In the words of Avi Sagi, Professor Emeritus of Philosophy at Bar Ilan University, the answer is as follows: “Turn to each other with compassion, concern and care. This solidarity turns the other’s pain into my pain, his suffering into my suffering, and his joy into my joy.” A Jew and an Arab who live in the same building in Israel, who address each other with compassion, concern and care, they share more of a single identity than any other inhabitant of the world.
We believe that the Second Temple was destroyed due to the lack of proper human interaction, due to baseless hatred. All those who lived at the time were religious Jews who observed the commandments, both the light and the severe. And still, their hierarchical perceptions and the difficulty of recognizing each side’s inner identity, led them down a path to destruction. This lack of vision made it difficult to recognize common interests, increased their fear of each other, and led to a desire to take revenge, one upon the other, as soon as they realized that they were no longer interdependent.
I learned an important truth from my grandfather, Abba Dejan (Gideon) Mengisha. At the base of “Beta Israel’s” (Ethiopian Jewry’s) theological world view is a fundamental value, the value of equality. In contrast to philosophies in which the entire culture is anchored in a distinct hierarchical concept characterized by a code of honor, the Ethiopian Jewish community sees all humans as equal before the eyes of God. No one person is more or less important than any other. Perhaps this education that I received from my home, from the Ethiopian tradition, is what allows me to find a balance between my personal identity and the collective national identity.
This education helped me deal with heavy questions like identifying which of the parties in any given dispute offers me separation instead of equality? Who is suggesting that I judge people by their color, their gender and their religion rather than by the content of their character? Who offers me a society where the minorities and the “weak” groups will receive their share by grace and not by right? Who offers me a solution for the short term and who offers us a solution for the long term? Who offers us a cosmetic solution and who offers us a fundamental solution.
My training also allows me to understand that as dark as today is, the sun will rise tomorrow. The current darkness, in which we are sitting, still holds lot of light that is useful for clarifying and refining our situation. One day this little light will become a great light.
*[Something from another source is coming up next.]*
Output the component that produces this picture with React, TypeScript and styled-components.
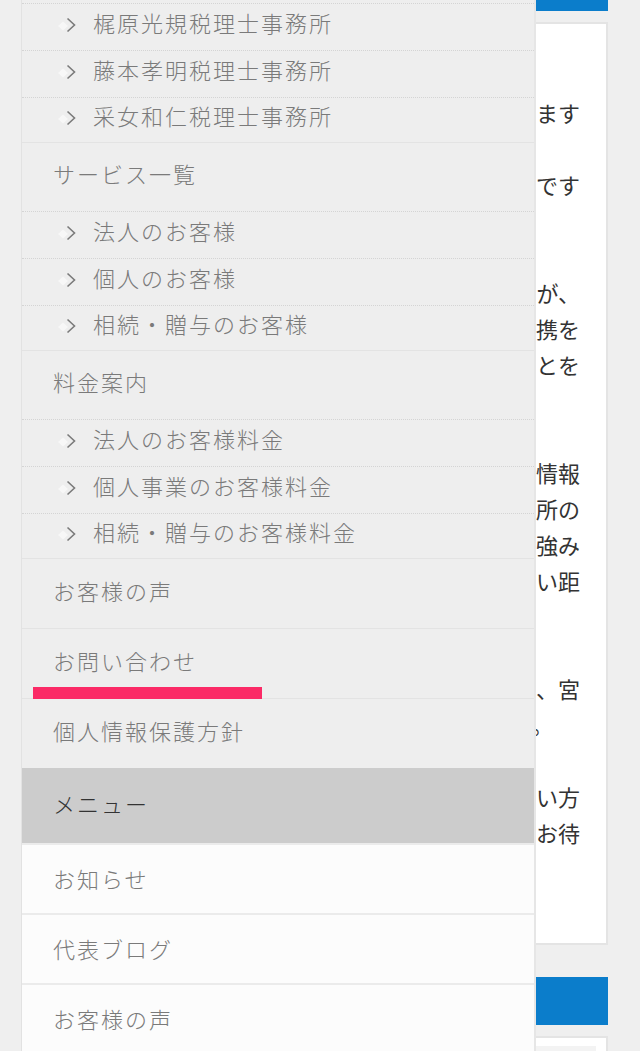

With this light we will be able to see that the human qualities of different groups in Israeli society are stronger than the prejudices we have about each of them. We need all the groups. Tomorrow will be much better. The possibility of divorce will be replaced by the knowledge that the best solution is alliance. Through our suspicions, trust, fear, and love, we will all have the privilege of continuing to establish our faithful home in Israel.